╭─ DATA IN THIS EXERCISE

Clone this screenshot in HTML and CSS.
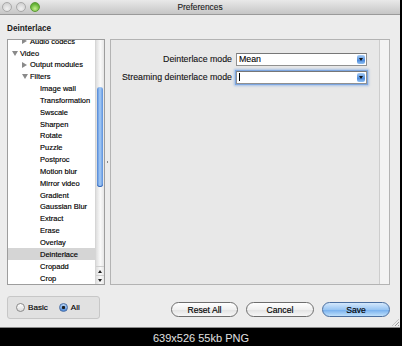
FILE: index.html
```html
<!DOCTYPE html>
<html lang="en">
<head>
    <meta charset="UTF-8">
    <meta name="viewport" content="width=device-width, initial-scale=1.0">
    <title>Preferences</title>
    <link rel="stylesheet" href="styles.css">
</head>
<body>
    <div class="window">
        <div class="titlebar">
            <div class="lights">
                <span class="light"></span>
                <span class="light"></span>
                <span class="light green"></span>
            </div>
            <div class="title">Preferences</div>
            <div></div>
        </div>

        <div class="content">
            <h1 class="section">Deinterlace</h1>

            <div class="panes">
                <div class="tree">
                    <ul class="items">
                        <li class="lv1"><span class="tog closed"></span>Audio codecs</li>
                        <li class="lv0"><span class="tog open"></span>Video</li>
                        <li class="lv1"><span class="tog closed"></span>Output modules</li>
                        <li class="lv1"><span class="tog open"></span>Filters</li>
                        <li class="lv2"><span class="tog"></span>Image wall</li>
                        <li class="lv2"><span class="tog"></span>Transformation</li>
                        <li class="lv2"><span class="tog"></span>Swscale</li>
                        <li class="lv2"><span class="tog"></span>Sharpen</li>
                        <li class="lv2"><span class="tog"></span>Rotate</li>
                        <li class="lv2"><span class="tog"></span>Puzzle</li>
                        <li class="lv2"><span class="tog"></span>Postproc</li>
                        <li class="lv2"><span class="tog"></span>Motion blur</li>
                        <li class="lv2"><span class="tog"></span>Mirror video</li>
                        <li class="lv2"><span class="tog"></span>Gradient</li>
                        <li class="lv2"><span class="tog"></span>Gaussian Blur</li>
                        <li class="lv2"><span class="tog"></span>Extract</li>
                        <li class="lv2"><span class="tog"></span>Erase</li>
                        <li class="lv2"><span class="tog"></span>Overlay</li>
                        <li class="lv2 selected"><span class="tog"></span>Deinterlace</li>
                        <li class="lv2"><span class="tog"></span>Cropadd</li>
                        <li class="lv2"><span class="tog"></span>Crop</li>
                    </ul>
                    <div class="scrollbar">
                        <div class="track-top"></div>
                        <div class="thumb"></div>
                        <div class="track"></div>
                        <div class="step up"></div>
                        <div class="step down"></div>
                    </div>
                </div>

                <div class="splitter"><span class="dot"></span></div>

                <div class="panel">
                    <div class="form">
                        <label>Deinterlace mode</label>
                        <div class="combo">
                            <span class="value">Mean</span>
                            <span class="arrow"></span>
                        </div>
                        <label>Streaming deinterlace mode</label>
                        <div class="combo focus">
                            <span class="caret"></span>
                            <span class="arrow"></span>
                        </div>
                    </div>
                    <div class="edge"></div>
                </div>
            </div>

            <div class="footer">
                <div class="mode">
                    <span class="radio"></span><span class="radio-label">Basic</span>
                    <span class="radio on"></span><span class="radio-label">All</span>
                </div>
                <div class="buttons">
                    <button class="btn reset">Reset All</button>
                    <button class="btn">Cancel</button>
                    <button class="btn save">Save</button>
                </div>
            </div>
        </div>

        <span class="resize"></span>
    </div>

    <div class="caption">639x526 55kb PNG</div>
</body>
</html>
```

FILE: styles.css
```css
body {
    margin: 0;
    width: 402px;
    height: 346px;
    overflow: hidden;
    background-color: #000;
    font-family: "Liberation Sans", Arial, sans-serif;
}

.window {
    position: relative;
    width: 400px;
    height: 328px;
    box-sizing: border-box;
    border-bottom: 1px solid #8a8a8a;
    background-color: #ececec;
    display: flex;
    flex-direction: column;
}

/* title bar */

.titlebar {
    height: 15px;
    box-sizing: border-box;
    border-bottom: 1px solid #9a9a9a;
    background: linear-gradient(#e9e9e9, #c6c6c6);
    display: grid;
    grid-template-columns: 1fr auto 1fr;
    align-items: center;
}

.lights {
    display: flex;
    gap: 4px;
    padding-left: 2px;
}

.light {
    width: 10px;
    height: 10px;
    box-sizing: border-box;
    border-radius: 50%;
    border: 1px solid #a9a9a9;
    background: radial-gradient(circle at 50% 70%, #f0f0f0, #c9c9c9);
}

.light.green {
    border-color: #5c9a34;
    background: radial-gradient(circle at 50% 70%, #c4f08c, #6cb83c 60%, #4f9a25);
}

.title {
    font-size: 8.4px;
    color: #1a1a1a;
    -webkit-text-stroke: 0.1px #1a1a1a;
}

/* content */

.content {
    flex: 1;
    display: flex;
    flex-direction: column;
    padding: 0 10px 0 7px;
}

.section {
    margin: 9px 0 5px 0;
    font-size: 8.2px;
    line-height: 10px;
    font-weight: bold;
    color: #1a1a1a;
}

.panes {
    display: flex;
    height: 246px;
}

/* tree */

.tree {
    width: 98px;
    box-sizing: border-box;
    border: 1px solid #9d9d9d;
    background-color: #fff;
    display: flex;
    overflow: hidden;
}

.items {
    flex: 1;
    list-style: none;
    margin: -4.75px 0 0 0;
    padding: 0;
}

.items li {
    height: 11.85px;
    display: flex;
    align-items: center;
    font-size: 7.5px;
    color: #000;
    -webkit-text-stroke: 0.15px #000;
    white-space: nowrap;
}

.items .lv0 { padding-left: 4px; }
.items .lv1 { padding-left: 14px; }
.items .lv2 { padding-left: 24px; }

.items li.selected {
    background-color: #d5d5d5;
}

.tog {
    width: 8px;
    flex: none;
    display: flex;
    align-items: center;
}

.tog.closed::before {
    content: "";
    border-left: 5px solid #8a8a8a;
    border-top: 3px solid transparent;
    border-bottom: 3px solid transparent;
}

.tog.open::before {
    content: "";
    border-top: 5px solid #8a8a8a;
    border-left: 3px solid transparent;
    border-right: 3px solid transparent;
}

.scrollbar {
    width: 9px;
    flex: none;
    box-sizing: border-box;
    border-left: 1px solid #d6d6d6;
    background: linear-gradient(90deg, #dedede, #fafafa 55%, #e6e6e6);
    display: flex;
    flex-direction: column;
}

.track-top {
    height: 47px;
    border-radius: 4px 4px 0 0;
}

.thumb {
    height: 100px;
    margin: 0 1px;
    border-radius: 4px;
    background: linear-gradient(90deg, #4f86d6, #a8cdf7 50%, #5a90dc);
    box-shadow: inset 0 -1px 0 #2f62b5;
}

.track {
    flex: 1;
}

.step {
    height: 8px;
    display: flex;
    align-items: center;
    justify-content: center;
    border-top: 1px solid #cfcfcf;
}

.step.up::before {
    content: "";
    border-bottom: 3px solid #222;
    border-left: 2px solid transparent;
    border-right: 2px solid transparent;
}

.step.down::before {
    content: "";
    border-top: 3px solid #222;
    border-left: 2px solid transparent;
    border-right: 2px solid transparent;
}

.splitter {
    width: 5px;
    display: flex;
    align-items: center;
    justify-content: center;
}

.dot {
    width: 1px;
    height: 2px;
    background-color: #888;
}

/* settings panel */

.panel {
    flex: 1;
    border: 1px solid #b3b3b3;
    background-color: #e8e8e8;
    display: flex;
}

.form {
    flex: 1;
    display: grid;
    grid-template-columns: 1fr 131px;
    column-gap: 4px;
    row-gap: 5.5px;
    align-content: start;
    padding: 13px 12px 0 0;
}

.form label {
    text-align: right;
    font-size: 8.8px;
    line-height: 12.6px;
    color: #111;
    -webkit-text-stroke: 0.1px #111;
    white-space: nowrap;
}

.combo {
    height: 12.6px;
    box-sizing: border-box;
    border: 1px solid #909090;
    border-top-color: #777;
    background-color: #fff;
    display: flex;
    align-items: center;
}

.combo.focus {
    box-shadow: 0 0 0 1px #7da6e0, 0 0 2px 2px rgba(110, 160, 230, 0.55);
}

.value {
    padding-left: 2px;
    font-size: 8.8px;
    color: #000;
    -webkit-text-stroke: 0.1px #000;
}

.caret {
    margin-left: 2px;
    width: 1px;
    height: 8px;
    background-color: #000;
}

.arrow {
    margin-left: auto;
    margin-right: 1px;
    width: 8px;
    height: 9px;
    border-radius: 2px;
    background: linear-gradient(#a9cdf5, #5d97e0 50%, #3f7fd6 51%, #8fc0f3);
    display: flex;
    align-items: center;
    justify-content: center;
}

.arrow::before {
    content: "";
    border-top: 3px solid #111;
    border-left: 2px solid transparent;
    border-right: 2px solid transparent;
}

.edge {
    width: 9px;
    border-left: 1px solid #cdcdcd;
    background-color: #f3f3f3;
}

/* footer */

.footer {
    margin-top: 11px;
    display: flex;
    align-items: flex-start;
}

.mode {
    width: 93px;
    height: 23px;
    box-sizing: border-box;
    padding-left: 8px;
    border: 1px solid #c7c7c7;
    border-radius: 3px;
    background-color: #e1e1e1;
    display: flex;
    align-items: center;
}

.radio {
    width: 9px;
    height: 9px;
    box-sizing: border-box;
    border-radius: 50%;
    border: 1px solid #8a8a8a;
    background: linear-gradient(#ffffff, #dcdcdc);
}

.radio.on {
    margin-left: 11px;
    border-color: #4a6fa6;
    background: radial-gradient(circle, #1c1c1c 0 1.3px, transparent 1.9px), linear-gradient(#b5d4f6, #4c88d8);
}

.radio-label {
    margin-left: 3px;
    font-size: 8.1px;
    color: #000;
    -webkit-text-stroke: 0.15px #000;
}

.buttons {
    margin-left: auto;
    margin-top: 6px;
    display: flex;
    gap: 8px;
}

.btn {
    width: 68px;
    height: 15px;
    padding: 0;
    box-sizing: border-box;
    border: 1px solid #6e6e6e;
    border-radius: 8px;
    background: linear-gradient(#ffffff, #f0f0f0 50%, #e2e2e2 51%, #f7f7f7);
    font-family: "Liberation Sans", Arial, sans-serif;
    font-size: 8.6px;
    color: #000;
    -webkit-text-stroke: 0.15px #000;
}

.btn.reset {
    width: 67px;
}

.btn.save {
    border-color: #4a6e9f;
    background: linear-gradient(#d4e8fc, #9ac6f3 50%, #71aced 51%, #bfe0fb);
}

.resize {
    position: absolute;
    right: 1px;
    bottom: 1px;
    width: 7px;
    height: 7px;
    background: repeating-linear-gradient(135deg, transparent 0 1.5px, #9a9a9a 1.5px 2.5px);
    clip-path: polygon(100% 0, 100% 100%, 0 100%);
}

/* thumbnail caption */

.caption {
    height: 18px;
    padding-top: 1px;
    box-sizing: border-box;
    line-height: 18px;
    text-align: center;
    font-size: 11px;
    color: #e2e2e2;
}
```
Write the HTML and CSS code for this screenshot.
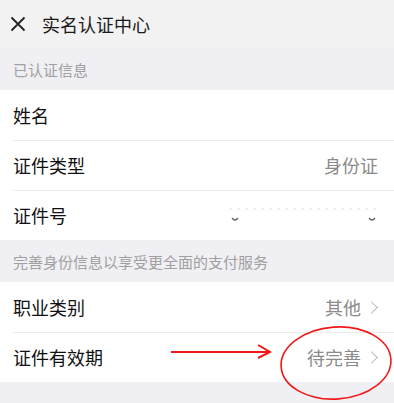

╰─

TO DO:
List all lines in the material containing the string "screenshot".

TASK RESPONSE:
Clone this screenshot in HTML and CSS.
Write the HTML and CSS code for this screenshot.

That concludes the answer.